Bertrandon de la Broquière foi espião borgonhês e peregrino no Médio Oriente em 1432-33. O livro das suas viagens, Le Voyage d'Outre-Mer, é um relato detalhado e vivo das situações políticas e costumes práticos das várias regiões que visitou. Escreveu-o em francês a pedido de Filipe o Bom, Duque de Borgonha, com o objectivo de facilitar uma nova cruzada.

Para manter o favor do Sultão para os canais comerciais venezianos, o governo de Veneza enviou um artista de proa para a corte do Sultão como embaixador cultural - Gentile Bellini, que produziu medalhões com o retrato do Sultão, uma representação idealizada da sua identidade distorcida pela propaganda anti-otomana.

Enquanto lá esteve, Bellini produziu um número de desenhos dos habitantes de Constantinopla.


- Medalha do Sultão Mehmed II, por Gentile Bellini

Janízaro sentado por Gentile Bellini








(do livro de Haydn Williams, Turquerie)

February 19, 2022

Turquerie

 


Este termo designa a visão que os europeus tinham, no século XVIII, do universo dos turcos Otomanos e as variadas formas em que essa visão se manifestou.

Consola (uma de um par) de um fabricante francês de 1780 - talha dourada e mármore

turquerie é mais um reflexo do meio cultural europeu que o concebeu que uma representação do suposto objecto - dentro de certos limites, a turquerie podia ser aquilo que o artista quisesse.

Embora o seu objectivo primeiro fosse o de provocar divertimento e deleite, por vezes tinha o carácter mais simbólico de enfatizar o status e a magnificência. A turquerie não é um estilo, mas um tema e foi em França que esse trema mais floresceu e durante mais tempo.
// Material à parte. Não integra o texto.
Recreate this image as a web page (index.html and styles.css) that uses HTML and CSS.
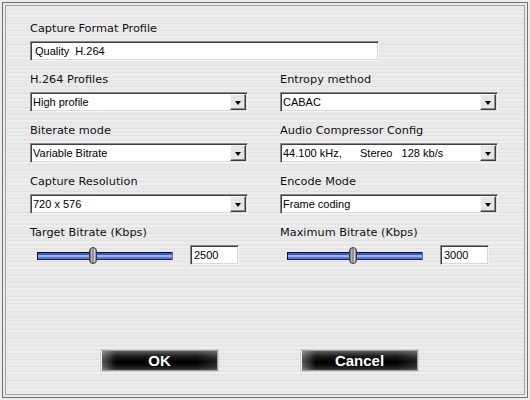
FILE: index.html
```html
<!DOCTYPE html>
<html>
<head>
<meta charset="utf-8">
<link rel="stylesheet" href="styles.css">
</head>
<body>
<div class="dialog">
  <div class="field">
    <div class="label">Capture Format Profile</div>
    <div class="textbox wide">Quality&nbsp; H.264</div>
  </div>
  <div class="grid">
    <div class="field">
      <div class="label">H.264 Profiles</div>
      <div class="combo"><span class="value">High profile</span><span class="arrow"></span></div>
    </div>
    <div class="field">
      <div class="label">Entropy method</div>
      <div class="combo"><span class="value">CABAC</span><span class="arrow"></span></div>
    </div>
    <div class="field">
      <div class="label">Biterate mode</div>
      <div class="combo"><span class="value">Variable Bitrate</span><span class="arrow"></span></div>
    </div>
    <div class="field">
      <div class="label">Audio Compressor Config</div>
      <div class="combo"><span class="value">44.100 kHz,&nbsp;&nbsp;&nbsp;&nbsp;&nbsp; Stereo&nbsp;&nbsp; 128 kb/s</span><span class="arrow"></span></div>
    </div>
    <div class="field">
      <div class="label">Capture Resolution</div>
      <div class="combo"><span class="value">720 x 576</span><span class="arrow"></span></div>
    </div>
    <div class="field">
      <div class="label">Encode Mode</div>
      <div class="combo"><span class="value">Frame coding</span><span class="arrow"></span></div>
    </div>
    <div class="field">
      <div class="label">Target Bitrate (Kbps)</div>
      <div class="slider-row">
        <div class="track"><span class="thumb" style="left: 51px"></span></div>
        <div class="textbox small">2500</div>
      </div>
    </div>
    <div class="field">
      <div class="label">Maximum Bitrate (Kbps)</div>
      <div class="slider-row">
        <div class="track"><span class="thumb" style="left: 61px"></span></div>
        <div class="textbox small">3000</div>
      </div>
    </div>
  </div>
  <div class="buttons">
    <button class="btn">OK</button>
    <button class="btn cancel">Cancel</button>
  </div>
</div>
</body>
</html>
```

FILE: styles.css
```css
html, body {
  margin: 0;
  padding: 0;
}

body {
  width: 530px;
  height: 400px;
  overflow: hidden;
  font-family: "Liberation Sans", Arial, sans-serif;
  color: #000;
}

.dialog {
  position: relative;
  width: 530px;
  height: 400px;
  box-sizing: border-box;
  padding: 21px 0 0 30px;
  background:
    repeating-linear-gradient(180deg,
      #e8e8e8 0 2px, #e0e0e0 2px 3px, #ededed 3px 5px, #e5e5e5 5px 6px,
      #eaeaea 6px 9px, #e2e2e2 9px 10px, #ececec 10px 13px, #e6e6e6 13px 15px,
      #efefef 15px 17px, #e3e3e3 17px 18px, #e9e9e9 18px 21px);
  box-shadow:
    inset 0 0 0 2px #ededed,
    inset 0 0 0 3px #707070,
    inset 0 0 0 5px #ebebeb,
    inset 0 0 0 6px #a4a4a4;
}

.label {
  height: 14px;
  line-height: 14px;
  padding-top: 1px;
  font-family: "DejaVu Sans", Verdana, sans-serif;
  font-size: 11.3px;
  color: #111;
  margin-bottom: 5px;
  white-space: nowrap;
}

.textbox,
.combo {
  box-sizing: border-box;
  height: 20px;
  background: #fff;
  border: 1px solid;
  border-color: #8a8a8a #f4f4f4 #f4f4f4 #8a8a8a;
  box-shadow: inset 1px 1px 0 #404040, inset -1px -1px 0 #d8d8d8;
  font-size: 11px;
  line-height: 18px;
  white-space: nowrap;
  overflow: hidden;
}

.textbox {
  padding-left: 4px;
}

.textbox.wide {
  width: 349px;
}

.textbox.small {
  width: 49px;
  margin-left: 17px;
  padding-left: 3px;
}

.grid {
  display: grid;
  grid-template-columns: 218px 218px;
  column-gap: 32px;
  row-gap: 11px;
  margin-top: 11px;
}

.combo {
  width: 218px;
  display: flex;
  align-items: center;
  padding: 1px 1px 1px 2px;
}

.combo .value {
  flex: 1;
  overflow: hidden;
}

.arrow {
  width: 16px;
  height: 16px;
  box-sizing: border-box;
  background: #e6e5e8;
  border: 1px solid;
  border-color: #f6f6f6 #404040 #404040 #f6f6f6;
  box-shadow: inset -1px -1px 0 #8c8c8c;
  display: flex;
  align-items: center;
  justify-content: center;
}

.arrow::after {
  content: "";
  width: 0;
  height: 0;
  border-left: 3.5px solid transparent;
  border-right: 3.5px solid transparent;
  border-top: 4px solid #000;
  margin-top: 1px;
}

.slider-row {
  height: 20px;
  display: flex;
  align-items: center;
}

.track {
  position: relative;
  width: 136px;
  height: 8px;
  margin-left: 7px;
  margin-top: 2px;
  box-sizing: border-box;
  border-left: 1px solid #101020;
  border-right: 1px solid #6070a0;
  background: linear-gradient(180deg,
    #0c1030 0 1px, #3a56c8 1px 3px, #9fb4f4 3px 5px, #5a76dc 5px 7px, #1a2050 7px 8px);
}

.thumb {
  position: absolute;
  top: -5px;
  width: 8px;
  height: 17px;
  box-sizing: border-box;
  border: 1px solid #3a3a3a;
  border-radius: 4px;
  background: linear-gradient(90deg, #5a5a5a 0, #c8c8c8 30%, #6a6a6a 50%, #d8d8d8 75%, #6a6a6a 100%);
}

.buttons {
  display: flex;
  gap: 83px;
  margin-top: 85px;
  margin-left: 71px;
}

.btn {
  width: 117px;
  height: 21px;
  padding: 0;
  box-sizing: border-box;
  border: 1px solid #a0a0a0;
  border-left-color: #f0f0f0;
  background:
    linear-gradient(90deg, rgba(255,255,255,0.35) 0, rgba(255,255,255,0) 12%, rgba(255,255,255,0) 82%, rgba(255,255,255,0.12) 100%),
    linear-gradient(180deg, #5a5a5a 0, #1a1a1a 30%, #000 55%, #111 80%, #3a3a3a 100%);
  color: #fff;
  font-family: "Liberation Sans", Arial, sans-serif;
  font-weight: bold;
  font-size: 15px;
  line-height: 19px;
  text-align: center;
  box-shadow: 0 0 0 1px #d0d0d0;
}
```
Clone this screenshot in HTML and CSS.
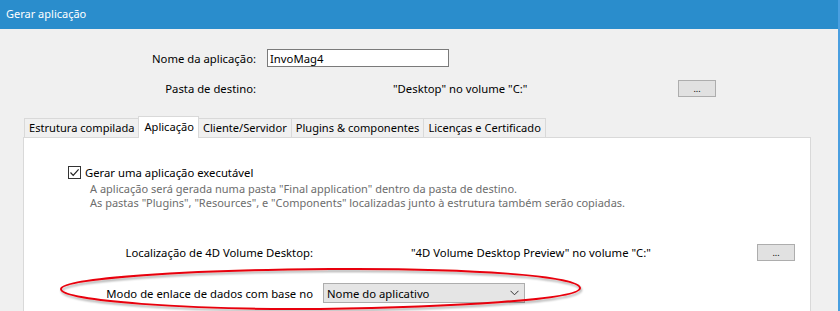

Depois da captura de Constantinopla pelos turcos Otomanos em 1453, a Europa entrou em choque. Para galvanizar a oposição, propagandistas trabalhavam no sentido de demonizar o «Turco» e, apesar do seu sucesso, não conseguiram matar a curiosidade dos europeus pelos conquistadores.
- Galeria dei Lavori, Florença

Este interesse era parcialmente satisfeito pelos relatos de viajantes que tinham visitado os domínios dos Otomanos com ilustrações dos seus trajes.

Uma edição italiana de, "Os Quatro Primeiros Livros de Navegações e Peregrinações Orientais" de Nicolas de Nicolay, publicada em Veneza em 1580 foi uma das fontes usadas por Jacobo Ligozzo para a série de aguarelas representando trajes do Império Otomano. Estes por sua vez inspiraram florentinos da Galeria dei Lavori, em Florença.
Embora as imagens fossem muitas vezes fantasiadas dado o acesso limitado dos europeus a certos níveis da sociedade Otomana, a sua influência foi considerável.
O grande medo do turco na Europa foi diminuindo depois do fracasso do cerco de Veneza em 1683. Consequentemente, o estereótipo do «Turco feroz» amenizou-se num ser mais amigável. Os europeus tornaram-se fascinados pelo mundo Otomano, em particular aquilo que Lady Mary Montagu chamou, "os refinamentos da voluptuosidade indolente". Obras literárias como as "Mil e Uma Noites", cujos primeiros volumes apareceram numa tradução francesa de 1704, alimentaram a ideia do «Oriente Encantado», da mesma maneira que os bailes de máscaras, as figurinhas de porcelana e as tendas de jardim. O mundo Otomano ser assim sugerido em vez de imitado era considerado uma virtude pois, como disse Carmontelle, " só os sonhos nos encantam".

- do livro de Haydn Williams, Turquerie.

Uma edição das Mil e Uma Noites que herdei da minha mãe - o primeiro presente que o meu pai lhe deu quando namoravam, segundo me disse. Infelizmente só tenho volume um e nem sei quantos volumes esta edição tem ou tinha.





Aviso à navegação

 

Vou obcecar-me com um tema que não interessa quase a ninguém e talvez encher o blog do assunto.


Turquerie, é o nome dado ao fascínio europeu, no século XVIII, pelos Otomanos, o que se traduziu na adopção de usos, modas e ambientes orientais à maneira do Império Otomano.

Intriga-me o facto de nunca alguém ter feito uma história do imaginário ou, dos imaginários, que me parece importante para a compreensão dos contextos culturais e mentalidades que impregnam toda a vida, desde a privada à pública. Ou talvez já alguém tenha feito e eu é que não sei. 

Transportados, em imaginação, até aos palácios de Constantinopla. (gentleman's magazine, October 1768)

- do livro de Haydn Williams, Turquerie.